At the heart of the golden rule of forecasting is that you should be conservative; forecasters must seek all knowledge relevant to the problem and use methods that have been validated for the situation.
With “be conservative” as the overarching golden rule, the authors performed extensive research to develop a list of guidelines that help lead to good forecasts and identified practices that generate poor decisions. Below is a summary of those guidelines that are most relevant to game companies, tech startups and hopefully all readers of this blog. The more of these guidelines you follow, the more accurate your forecasts.
- Use all reliable, relevant and important information, and no more. One way to achieve this guideline is by asking experts to list the relevant variables, the direction and strength of their effects and recommendations on which data are relevant to what you are trying to predict. You can also use literature to find what variables are critical.
- Use recent data.Conservative forecasting requires knowing the current situation, so you should seek out the most current data. If you are looking at green lighting a game project, it is much more important what happened last quarter than two years ago.
- Decompose the situation.
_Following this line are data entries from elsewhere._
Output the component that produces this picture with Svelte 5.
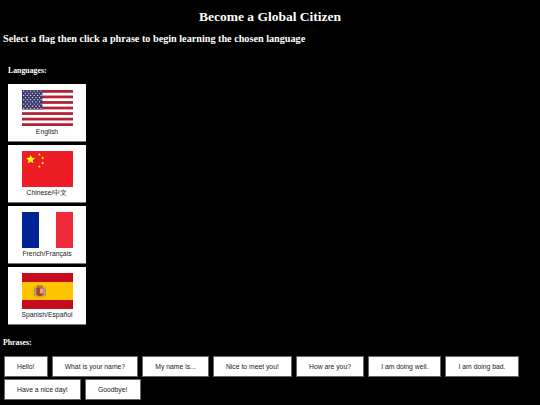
<script>
  const languages = [
    { id: "us", label: "English" },
    { id: "cn", label: "Chinese/中文" },
    { id: "fr", label: "French/Français" },
    { id: "es", label: "Spanish/Español" },
  ];

  const phrases = [
    "Hello!",
    "What is your name?",
    "My name is...",
    "Nice to meet you!",
    "How are you?",
    "I am doing well.",
    "I am doing bad.",
    "Have a nice day!",
    "Goodbye!",
  ];

  let selected = $state("");

  // 13 stripes, the red ones only
  const redStripes = [0, 2, 4, 6, 8, 10, 12];

  const stars = [];
  for (let row = 0; row < 9; row++) {
    const count = row % 2 ? 5 : 6;
    for (let col = 0; col < count; col++) {
      stars.push({ x: (row % 2 ? 3.4 : 1.7) + col * 3.4, y: 1.1 + row * 2.15 });
    }
  }

  const star = "M0,-1 L.294,-.405 .951,-.309 .476,.155 .588,.809 0,.5 -.588,.809 -.476,.155 -.951,-.309 -.294,-.405Z";
</script>

<main>
  <h1>Become a Global Citizen</h1>
  <h2>Select a flag then click a phrase to begin learning the chosen language</h2>

  <h3 class="lang-title">Languages:</h3>
  <div class="languages">
    {#each languages as lang}
      <button class="card" class:selected={selected === lang.id} onclick={() => (selected = lang.id)}>
        <svg class="flag" viewBox="0 0 50 36" preserveAspectRatio="none">
          {#if lang.id === "us"}
            <rect width="50" height="36" fill="#fff" />
            {#each redStripes as i}
              <rect y={i * 2.77} width="50" height="2.77" fill="#b22234" />
            {/each}
            <rect width="20" height="19.4" fill="#3c3b6e" />
            {#each stars as s}
              <circle cx={s.x} cy={s.y} r=".6" fill="#fff" />
            {/each}
          {:else if lang.id === "cn"}
            <rect width="50" height="36" fill="#ee1c25" />
            <path d={star} transform="translate(8.5 8.5) scale(4.6)" fill="#ffff00" />
            <path d={star} transform="translate(17 3.6) scale(1.5)" fill="#ffff00" />
            <path d={star} transform="translate(20.3 7) scale(1.5)" fill="#ffff00" />
            <path d={star} transform="translate(20.3 12) scale(1.5)" fill="#ffff00" />
            <path d={star} transform="translate(17 15.6) scale(1.5)" fill="#ffff00" />
          {:else if lang.id === "fr"}
            <rect width="16.7" height="36" fill="#002395" />
            <rect x="16.7" width="16.6" height="36" fill="#fff" />
            <rect x="33.3" width="16.7" height="36" fill="#ed2939" />
          {:else}
            <rect width="50" height="36" fill="#c60b1e" />
            <rect y="9" width="50" height="18" fill="#ffc400" />
            <!-- coat of arms, only a few pixels wide at this size -->
            <ellipse cx="17.5" cy="18.5" rx="6" ry="6.5" fill="#d9a441" />
            <rect x="11.5" y="14.5" width="1.6" height="9" fill="#a89a6a" />
            <rect x="22" y="14.5" width="1.6" height="9" fill="#a89a6a" />
            <rect x="14.5" y="12.5" width="6" height="2.5" fill="#b5762a" />
            <path d="M14 15h7v6.5q-3.5 3.5-7 0Z" fill="#a8442a" />
            <rect x="17.5" y="15.5" width="3.5" height="5" fill="#dba3a3" />
          {/if}
        </svg>
        <span>{lang.label}</span>
      </button>
    {/each}
  </div>

  <h3 class="phrase-title">Phrases:</h3>
  <div class="phrases">
    {#each phrases as phrase}
      <button class="phrase">{phrase}</button>
    {/each}
  </div>
</main>

<style>
  :global(body) {
    margin: 0;
    background: #000;
    color: #fff;
    font-family: "Liberation Serif", "Times New Roman", serif;
  }

  main {
    height: 405px;
    overflow: hidden;
    box-sizing: border-box;
    padding-top: 8px;
  }

  h1 {
    margin: 0;
    font-size: 13.5px;
    line-height: 17px;
    text-align: center;
  }

  h2 {
    margin: 7px 0 0 3px;
    font-size: 10.2px;
    line-height: 14px;
  }

  h3 {
    margin: 0;
    font-size: 7.8px;
    line-height: 10px;
  }

  .lang-title {
    margin: 20px 0 0 8px;
  }

  .languages {
    display: flex;
    flex-direction: column;
    gap: 3px;
    margin: 8px 0 0 8px;
    width: 78px;
  }

  .card {
    display: flex;
    flex-direction: column;
    align-items: center;
    height: 58px;
    padding: 6px 0 0;
    box-sizing: border-box;
    background: #fff;
    border: 0;
    border-bottom: 1px solid #777;
    font-family: "Liberation Sans", Arial, sans-serif;
    font-size: 6.8px;
    line-height: 8px;
    color: #222;
    cursor: pointer;
  }

  .card span {
    margin-top: 2px;
  }

  .flag {
    display: block;
    width: 51px;
    height: 36px;
  }

  .phrase-title {
    margin: 13px 0 0 3px;
  }

  .phrases {
    display: flex;
    flex-wrap: wrap;
    gap: 2.5px 4px;
    margin: 8px 0 0 4px;
  }

  .phrase {
    height: 20.5px;
    padding: 0 12.1px;
    box-sizing: border-box;
    background: #fff;
    border: 1px solid #666;
    font-family: "Liberation Sans", Arial, sans-serif;
    font-size: 6.8px;
    color: #222;
    cursor: pointer;
  }
</style>
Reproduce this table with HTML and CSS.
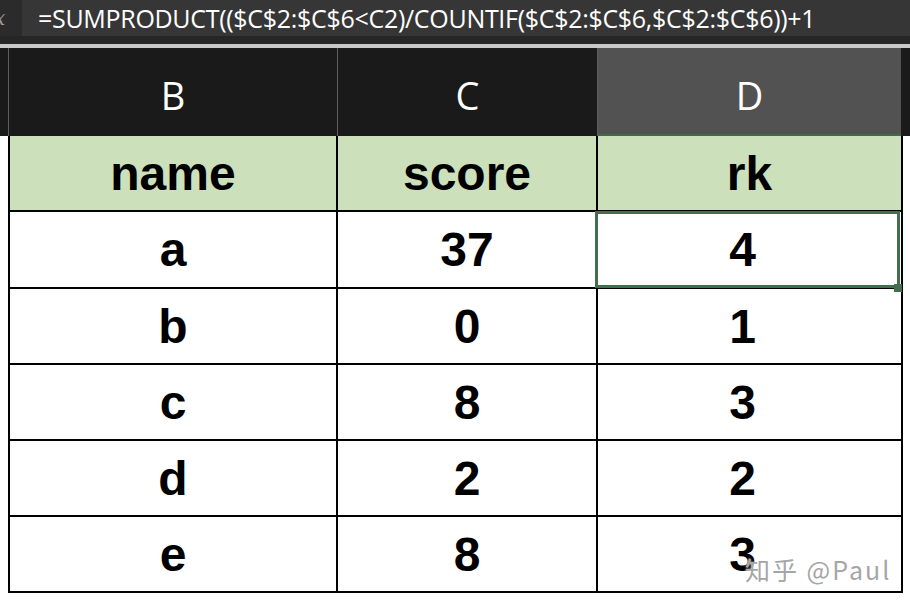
FILE: index.html
```html
<!DOCTYPE html>
<html>
<head>
<meta charset="utf-8">
<link rel="stylesheet" href="styles.css">
</head>
<body>
<div class="formula-bar">
  <span class="fx">x</span>
  <div class="formula">=SUMPRODUCT(($C$2:$C$6&lt;C2)/COUNTIF($C$2:$C$6,$C$2:$C$6))+1</div>
</div>
<div class="divider"></div>
<div class="col-heads">
  <div class="corner"></div>
  <div class="ch ch-b">B</div>
  <div class="ch ch-c">C</div>
  <div class="ch ch-d active">D</div>
  <div class="ch-rest"></div>
</div>
<div class="sheet">
  <div class="cell head">name</div><div class="cell head">score</div><div class="cell head">rk</div>
  <div class="cell">a</div><div class="cell">37</div><div class="cell num-d selected">4</div>
  <div class="cell">b</div><div class="cell">0</div><div class="cell num-d">1</div>
  <div class="cell">c</div><div class="cell">8</div><div class="cell num-d">3</div>
  <div class="cell">d</div><div class="cell">2</div><div class="cell num-d">2</div>
  <div class="cell">e</div><div class="cell">8</div><div class="cell num-d">3</div>
</div>
<div class="watermark">知乎 @Paul</div>
</body>
</html>
```

FILE: styles.css
```css
html, body {
  margin: 0;
  padding: 0;
  background: #ffffff;
  width: 910px;
  height: 606px;
  overflow: hidden;
  position: relative;
}

.formula-bar {
  height: 44px;
  background: #262626;
  display: flex;
  align-items: flex-start;
}

.fx {
  width: 22px;
  height: 36px;
  display: flex;
  align-items: center;
  font-family: "DejaVu Serif", serif;
  font-style: italic;
  font-size: 20px;
  color: #9a9a9a;
  text-indent: -6px;
  overflow: hidden;
  background: #2b2b2b;
}

.formula {
  flex: 1;
  height: 36px;
  background: #363636;
  color: #ffffff;
  font-family: "Open Sans", sans-serif;
  font-size: 25px;
  letter-spacing: -0.3px;
  line-height: 37px;
  padding-left: 16px;
  white-space: nowrap;
  overflow: hidden;
}

.divider {
  height: 4px;
  background: #c9c9c9;
}

.col-heads {
  height: 88px;
  background: #1a1a1a;
  display: flex;
}

.corner {
  width: 8px;
}

.ch {
  box-sizing: border-box;
  border-left: 1px solid #5e5e5e;
  display: flex;
  align-items: center;
  justify-content: center;
  color: #ffffff;
  font-family: "Open Sans", sans-serif;
  font-size: 38px;
  padding-top: 6px;
}

.ch-b { width: 329px; }
.ch-c { width: 260px; }
.ch-d { width: 304px; }

.ch.active {
  background: #525252;
  border-bottom: 2px solid #3d6c4c;
  padding-top: 8px;
}

.ch-rest {
  flex: 1;
}

.sheet {
  margin-left: 8px;
  width: 895px;
  box-sizing: border-box;
  display: grid;
  grid-template-columns: 328px 260px 305px;
  grid-template-rows: 76px 77px 76px 76px 76px 76px;
  border-left: 2px solid #000;
}

.cell {
  box-sizing: border-box;
  border-right: 2px solid #000;
  border-bottom: 2px solid #000;
  display: flex;
  align-items: center;
  justify-content: center;
  font-family: "Liberation Sans", Arial, sans-serif;
  font-weight: bold;
  font-size: 48px;
  color: #000;
}

.cell.head {
  background: #cce0bc;
}

.cell.num-d {
  padding-right: 14px;
}

.cell.selected {
  position: relative;
}

.cell.selected::before {
  content: "";
  position: absolute;
  left: -3px;
  top: -1px;
  right: 1px;
  bottom: -1px;
  border: 3px solid #42704f;
}

.cell.selected::after {
  content: "";
  position: absolute;
  right: -1px;
  bottom: -5px;
  width: 8px;
  height: 8px;
  background: #42704f;
}

.watermark {
  position: absolute;
  left: 745px;
  top: 551px;
  font-family: "Noto Sans CJK SC", "Noto Sans", sans-serif;
  font-size: 25px;
  color: #a6a6a6;
  letter-spacing: 2px;
  text-shadow: 0 0 2px #ffffff;
  white-space: nowrap;
}
```
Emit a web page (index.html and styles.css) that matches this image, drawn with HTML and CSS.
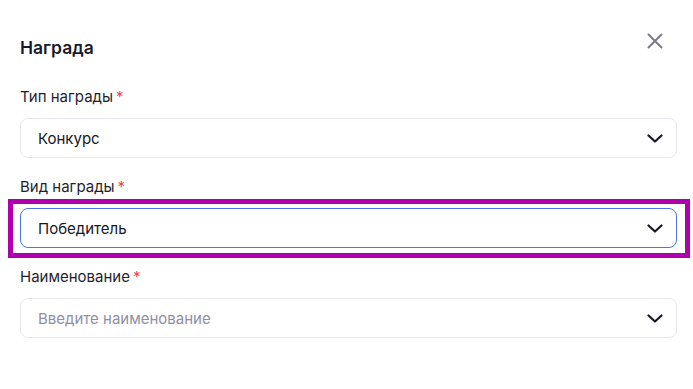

Rather than just looking at what you are trying to forecast holistically, and thus trying to find prior data of a similar situation to guide you, you will generate more accurate forecasts by decomposing the problem you are trying to forecast. Decomposition is conservative because the errors from forecasts of the parts are likely to differ in direction and thus offset each other in the aggregate. It also allows you to use different forecasting techniques for different parts of the problem.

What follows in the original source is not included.